Beeks Analytics uses the following probe types:

A) Stack probes
There are multiple stack probes in VMX-Capture. They perform decoding of messages, timestamping, mapping, anomaly detection, and generation of pre-aggregated stats. They then send the decoded message, anomalies, and pre-aggregated stats to the Agent service in VMX-Analysis and to a core data feed.

Stack probes provide data for analytics in VMX-Analysis and capture the following types of information: 

  • Data about business objects (transmitted as Agent Events)
    For example, data relating to a quote, order, fill, heartbeat.

  • Latency stats
    For example, Market Data wiretime, TCP roundtrip.

  • Network stats
    For example, bandwidth per link, microbursts per port, loss, window size etc.

To configure a Stack probe, you’ll define a Berkeley Packet Filter (BPF) filter to determine what the probe will listen for.
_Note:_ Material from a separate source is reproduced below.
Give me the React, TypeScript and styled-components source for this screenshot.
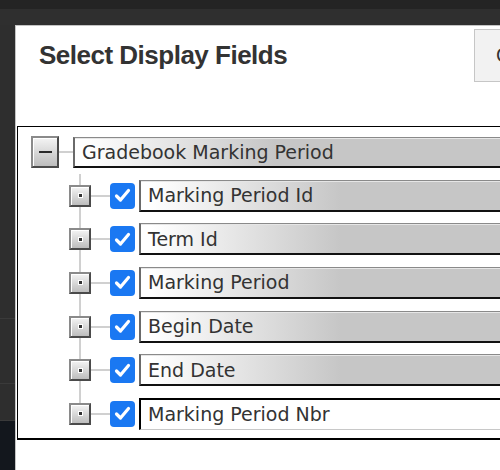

This will be packet-level data such as packet headers, TCP ports, or protocol types. Then you’ll set the data that will be passed to VMX-Analysis.

B) Packet Capture probes
There are multiple packet capture probes in VMX-Capture. They capture packets to disk to provide a store of the captured data, which users can then consult if needed for diagnostics or evidence. Packets are stored in pcap files compressed with Gzip. VMX-Capture can capture network data, without loss, to compressed PCAP files at up to 100Gb/s sustained.

Packet capture (to disk) provides the following:

  1. An absolute record of network traffic at packet-level. Use it as evidence in disputes, or if you need to go back to calculate some stats, or decode protocols that you didn't have decoders in place for at the time. Packet capture viewing tools (such as Wireshark) can be used to view the data in this repository, and VMX-Capture allows you to filter the capture files to the precise timing and BPF filter that you need.

  2. Market Data replay with mdPlay, in which we very accurately reproduce market conditions by replaying market data from these captures with exactly the same timings as the original.

To configure a Packet Capture probe, the Napatech card is configured with the the data that the probe will listen for. The probe outputs files in pcap form that are compressed into gz archives. The file naming convention is [probename][timestamp].pcap.gz

A Packet Capture probe writes a new pcap file to disk every 10 seconds.